2a. Run distillation experiments for CIFAR-10/100
e.g. with Animal single-image dataset as follows:
# in cifar folder:
python3 distill.py --dataset=cifar10 --image=/path/to/single_image_dataset/ \
--student=wrn_16_4 --teacher=wrn_40_4
Note that we provide a pretrained teacher model for reproducibility.
2b. Run distillation experiments for ImageNet with single-image dataset as follows:
# in in1k folder:
python3 distill.py --dataset=in1k --testdir /ILSVRC12/val/ \
--traindir=/path/to/dataset/ --student_arch=resnet50 --teacher_arch=resnet18
Note that teacher models are automatically downloaded from torchvision or timm.
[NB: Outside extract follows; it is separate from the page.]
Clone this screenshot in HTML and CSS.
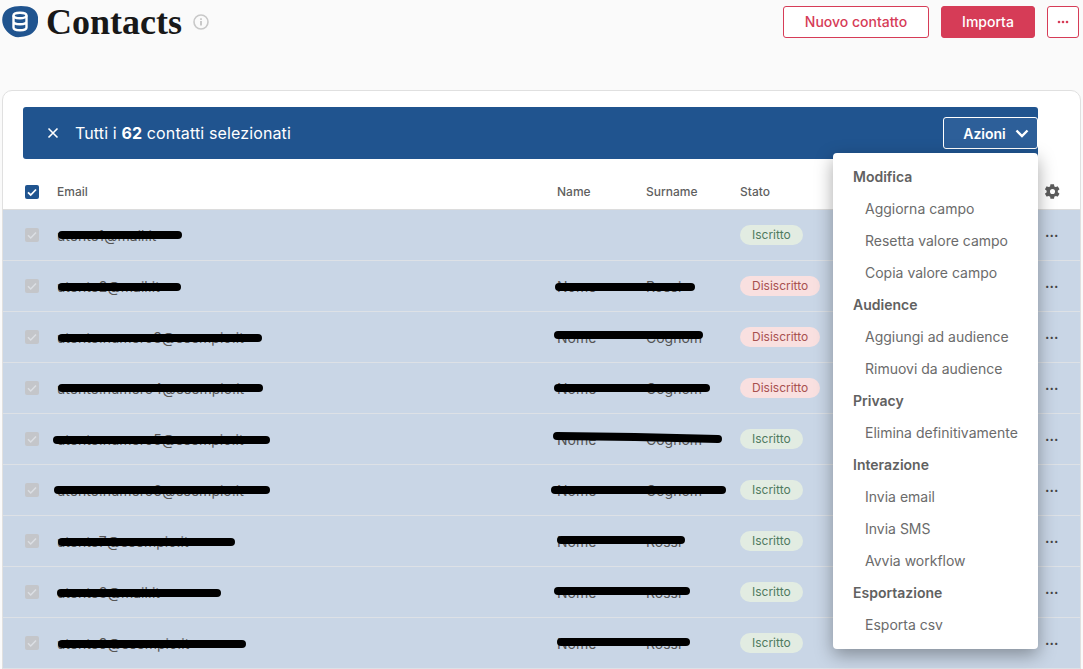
FILE: index.html
```html
<!DOCTYPE html>
<html lang="it">
<head>
<meta charset="utf-8">
<title>Contacts</title>
<link rel="stylesheet" href="styles.css">
</head>
<body>
<header class="top">
  <div class="brand">
    <svg class="logo" viewBox="0 0 36 32" width="36" height="32"><path fill="#20548f" d="M1 9C3 3 10 0 19 0c9 0 16 3 17 11 1 9-3 17-12 19-5 1-9 2-13 0C4 27-2 18 1 9z"/><g fill="none" stroke="#fff" stroke-width="2.4"><ellipse cx="18" cy="9.5" rx="6.5" ry="2.8"/><path d="M11.500 9.500v12c0 1.600 3 2.800 6.500 2.800s6.500-1.200 6.500-2.800v-12M11.500 15.500c0 1.600 3 2.800 6.500 2.800s6.500-1.200 6.500-2.800"/></g></svg>
    <h1 class="title">Contacts</h1>
    <svg class="info" viewBox="0 0 16 16" width="16" height="16"><circle cx="8" cy="8" r="7" fill="none" stroke="#c8c8c8" stroke-width="1.600"/><rect x="7.200" y="7" width="1.600" height="4.500" fill="#bdbdbd"/><rect x="7.200" y="4.300" width="1.600" height="1.600" fill="#bdbdbd"/></svg>
  </div>
  <div class="top-actions">
    <button class="btn btn-outline btn-new">Nuovo contatto</button>
    <button class="btn btn-solid btn-import">Importa</button>
    <button class="btn btn-outline btn-more"><svg viewBox="0 0 12 4" width="12" height="4"><g fill="#d63c57"><circle cx="2" cy="2" r="1.300"/><circle cx="6" cy="2" r="1.300"/><circle cx="10" cy="2" r="1.300"/></g></svg></button>
  </div>
</header>

<main class="card">
  <div class="banner">
    <div class="banner-left">
      <svg class="close" viewBox="0 0 12 12" width="12" height="12"><path d="M1.500 1.500l9 9M10.500 1.500l-9 9" stroke="#fff" stroke-width="1.600" fill="none"/></svg>
      <span>Tutti i <b>62</b> contatti selezionati</span>
    </div>
    <button class="azioni">Azioni <svg viewBox="0 0 14 9" width="14" height="9"><path d="M1.500 1.500L7 7l5.500-5.500" stroke="#fff" stroke-width="2.400" fill="none"/></svg></button>
  </div>

  <div class="table">
    <div class="row head">
      <span class="box box-on"><svg viewBox="0 0 14 14" width="14" height="14"><path d="M3 7.300l2.700 2.700L11 4.500" stroke="#fff" stroke-width="1.800" fill="none"/></svg></span>
      <span>Email</span><span>Name</span><span>Surname</span><span>Stato</span>
      <svg class="gear" viewBox="0 0 24 24" width="17" height="17"><path fill="#5c5c5c" d="M19.400 13c.1-.3.100-.7.100-1s0-.7-.1-1l2.200-1.700c.2-.2.200-.4.100-.7l-2.100-3.600c-.1-.2-.4-.3-.6-.2l-2.600 1c-.5-.4-1.100-.7-1.800-1l-.4-2.700c0-.3-.2-.4-.5-.4h-4.200c-.3 0-.5.100-.5.400l-.4 2.700c-.6.300-1.200.6-1.800 1l-2.600-1c-.2-.1-.5 0-.6.200L1.500 8.600c-.1.300-.1.500.1.700L3.800 11c-.1.300-.1.700-.1 1s0 .7.100 1l-2.200 1.700c-.2.200-.2.400-.1.700l2.100 3.600c.1.200.4.300.6.200l2.600-1c.6.400 1.200.7 1.800 1l.4 2.700c0 .3.200.4.500.4h4.200c.3 0 .5-.1.500-.4l.4-2.700c.7-.3 1.300-.6 1.800-1l2.600 1c.2.100.5 0 .6-.2l2.100-3.600c.1-.3.100-.5-.1-.7L19.400 13zM12 15.600a3.600 3.600 0 1 1 0-7.200 3.600 3.600 0 0 1 0 7.200z"/></svg>
    </div>

    <div class="row sel"><span class="box"><svg viewBox="0 0 14 14" width="14" height="14"><path d="M3 7.300l2.700 2.700L11 4.500" stroke="#dcdfe4" stroke-width="1.500" fill="none"/></svg></span><span>utente1@mail.it</span><span></span><span></span><span class="pill ok">Iscritto</span><span class="dots">•••</span></div>
    <div class="row sel"><span class="box"><svg viewBox="0 0 14 14" width="14" height="14"><path d="M3 7.300l2.700 2.700L11 4.500" stroke="#dcdfe4" stroke-width="1.500" fill="none"/></svg></span><span>utente2@mail.it</span><span>Nome</span><span>Rossi</span><span class="pill ko">Disiscritto</span><span class="dots">•••</span></div>
    <div class="row sel"><span class="box"><svg viewBox="0 0 14 14" width="14" height="14"><path d="M3 7.300l2.700 2.700L11 4.500" stroke="#dcdfe4" stroke-width="1.500" fill="none"/></svg></span><span>utente.numero3@esempio.it</span><span>Nome</span><span>Cognom</span><span class="pill ko">Disiscritto</span><span class="dots">•••</span></div>
    <div class="row sel"><span class="box"><svg viewBox="0 0 14 14" width="14" height="14"><path d="M3 7.300l2.700 2.700L11 4.500" stroke="#dcdfe4" stroke-width="1.500" fill="none"/></svg></span><span>utente.numero4@esempio.it</span><span>Nome</span><span>Cognom</span><span class="pill ko">Disiscritto</span><span class="dots">•••</span></div>
    <div class="row sel"><span class="box"><svg viewBox="0 0 14 14" width="14" height="14"><path d="M3 7.300l2.700 2.700L11 4.500" stroke="#dcdfe4" stroke-width="1.500" fill="none"/></svg></span><span>utente.numero5@esempio.it</span><span>Nome</span><span>Cognom</span><span class="pill ok">Iscritto</span><span class="dots">•••</span></div>
    <div class="row sel"><span class="box"><svg viewBox="0 0 14 14" width="14" height="14"><path d="M3 7.300l2.700 2.700L11 4.500" stroke="#dcdfe4" stroke-width="1.500" fill="none"/></svg></span><span>utente.numero6@esempio.it</span><span>Nome</span><span>Cognom</span><span class="pill ok">Iscritto</span><span class="dots">•••</span></div>
    <div class="row sel"><span class="box"><svg viewBox="0 0 14 14" width="14" height="14"><path d="M3 7.300l2.700 2.700L11 4.500" stroke="#dcdfe4" stroke-width="1.500" fill="none"/></svg></span><span>utente7@esempio.it</span><span>Nome</span><span>Rossi</span><span class="pill ok">Iscritto</span><span class="dots">•••</span></div>
    <div class="row sel"><span class="box"><svg viewBox="0 0 14 14" width="14" height="14"><path d="M3 7.300l2.700 2.700L11 4.500" stroke="#dcdfe4" stroke-width="1.500" fill="none"/></svg></span><span>utente8@mail.it</span><span>Nome</span><span>Rossi</span><span class="pill ok">Iscritto</span><span class="dots">•••</span></div>
    <div class="row sel"><span class="box"><svg viewBox="0 0 14 14" width="14" height="14"><path d="M3 7.300l2.700 2.700L11 4.500" stroke="#dcdfe4" stroke-width="1.500" fill="none"/></svg></span><span>utente9@esempio.it</span><span>Nome</span><span>Rossi</span><span class="pill ok">Iscritto</span><span class="dots">•••</span></div>
  </div>

  <nav class="menu">
    <div class="m-head">Modifica</div>
    <div class="m-item">Aggiorna campo</div>
    <div class="m-item">Resetta valore campo</div>
    <div class="m-item">Copia valore campo</div>
    <div class="m-head">Audience</div>
    <div class="m-item">Aggiungi ad audience</div>
    <div class="m-item">Rimuovi da audience</div>
    <div class="m-head">Privacy</div>
    <div class="m-item">Elimina definitivamente</div>
    <div class="m-head">Interazione</div>
    <div class="m-item">Invia email</div>
    <div class="m-item">Invia SMS</div>
    <div class="m-item">Avvia workflow</div>
    <div class="m-head">Esportazione</div>
    <div class="m-item">Esporta csv</div>
  </nav>
</main>

<svg class="marks" viewBox="0 0 1083 669" width="1083" height="669" aria-hidden="true">
  <g fill="none" stroke="#000" stroke-width="8" stroke-linecap="round">
    <path d="M62 235H178"/><path d="M62 287H177"/><path d="M62 338H258"/><path d="M62 388H259"/>
    <path d="M57 440H266"/><path d="M58 490H266"/><path d="M62 542H231"/><path d="M61 593H217"/><path d="M62 644H242"/>
    <path d="M559 287H691"/><path d="M558 335H699"/><path d="M558 388H706"/>
    <path d="M557 436L635 437L718 439"/><path d="M555 490L722 490"/><path d="M561 540H681"/><path d="M558 591H686"/><path d="M561 642H686"/>
  </g>
</svg>
</body>
</html>
```

FILE: styles.css
```css
* { box-sizing: border-box; }
html, body { margin: 0; height: 669px; overflow: hidden; }
body { position: relative; background: #fafafa; font-family: Inter, "Liberation Sans", sans-serif; color: #5f5f5f; }

.top { height: 90px; display: flex; justify-content: space-between; align-items: flex-start; padding: 6px 4px 0 2px; }
.brand { display: flex; align-items: flex-start; }
.logo { display: block; }
.title { margin: -3px 0 0 8px; font: 700 36px/38px "Liberation Serif", serif; color: #181818; }
.info { margin: 8px 0 0 11px; }

.top-actions { display: flex; gap: 12px; }
.btn { height: 32px; border-radius: 3px; font: 500 14px/28px Inter, sans-serif; border: 1px solid #d63c57; padding: 0; }
.btn-outline { background: #fff; color: #d63c57; }
.btn-solid { background: #d63c57; color: #fff; }
.btn-new { width: 146px; }
.btn-import { width: 94px; }
.btn-more { width: 32px; display: flex; align-items: center; justify-content: center; }

.card { position: relative; margin: 0 2px; height: 600px; background: #fff; border: 1px solid #e0e0e0; border-radius: 10px 10px 0 0; padding-top: 16px; overflow: hidden; }
.banner { margin: 0 42px 0 20px; height: 52px; background: #20548f; border-radius: 3px; color: #fff; display: flex; align-items: center; justify-content: space-between; padding: 0 0 0 24px; font-size: 16px; letter-spacing: 0.13px; }
.banner-left { display: flex; align-items: center; gap: 16px; }
.banner b { font-weight: 700; }
.azioni { width: 95px; height: 32px; background: #2d5f99; border: 1px solid #fff; border-radius: 3px; color: #fff; font: 600 14px Inter, sans-serif; display: flex; align-items: center; justify-content: center; gap: 9px; padding: 0 0 0 11px; }

.row { display: grid; grid-template-columns: 32px 500px 89px 94px 1fr 52px; align-items: center; height: 51px; padding-left: 22px; font-size: 14px; }
.row.head { height: 51px; padding-top: 15px; font-size: 12px; color: #5f5f5f; font-weight: 500; border-bottom: 1px solid #dcdcdc; }
.row.sel { background: #c9d6e6; border-bottom: 1px solid #dde1e6; color: #555; }
.box { width: 14px; height: 14px; border-radius: 2px; background: #c4c6ca; display: block; }
.box svg { display: block; }
.box-on { background: #20548f; }
.gear { justify-self: center; grid-column: 6; margin-left: -4px; }
.dots { grid-column: 6; font-size: 7px; letter-spacing: 0.5px; color: #444; justify-self: center; margin-left: -4px; }
.pill { justify-self: start; height: 20px; padding: 0 12px; border-radius: 10px; font-size: 12px; line-height: 20px; }
.ok { background: #e2ece2; color: #4f7a5f; }
.ko { background: #f9e0e0; color: #a8504f; }

.menu { position: absolute; top: 62px; left: 830px; width: 205px; height: 496px; padding: 8px 0; background: #fff; border-radius: 4px; box-shadow: 0 6px 18px rgba(0,0,0,0.35); font-size: 14px; color: #6b6b6b; z-index: 2; }
.m-head { height: 32px; line-height: 32px; padding-left: 20px; font-weight: 600; color: #616161; }
.m-item { height: 32px; line-height: 32px; padding-left: 32px; }

.marks { position: absolute; top: 0; left: 0; z-index: 1; pointer-events: none; }
```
2c. Run distillation experiments for Kinetics with single-image-created video dataset as follows:
# in video folder:
python3 distill.py --dataset=k400 --traindir=/dataset/with/vids --test_data_path /path/to/k400/val
Note that teacher models are automatically downloaded from torchvideo when you distill a K400 model.
Pretrained models
Large-scale (224x224-sized) image ResNet-50 models trained for 200ep:
Dataset | Teacher | Student | Performance | Checkpoint |
---|---|---|---|---|
ImageNet-12 | R18 | R50 | 59.1% | R50 weights |
ImageNet-12 | R50 | R50 | 53.5% | R50 weights |
Places365 | R18 | R50 | 54.7% | R50 weights |
Flowers101 | R18 | R50 | 58.1% | R50 weights |
Pets37 | R18 | R50 | 83.7% | R50 weights |
IN100 | R18 | R50 | 74.1% | R50 weights |
STL-10 | R18 | R50 | 93.0% | R50 weights |
Video x3d_s_e (expanded) models (160x160 crop, 4frames) trained for 400ep:
Dataset | Teacher | Student | Performance | Checkpoint |
---|---|---|---|---|
K400 | x3d_xs | x3d_xs_e | 53.57% | weights |
UCF101 | x3d_xs | x3d_xs_e | 77.32% | weights |
Citation
@inproceedings{asano2021extrapolating,
title={Extrapolating from a Single Image to a Thousand Classes using Distillation},
author={Asano, Yuki M. and Saeed, Aaqib},
journal={arXiv preprint arXiv:2112.00725},
year={2021}
}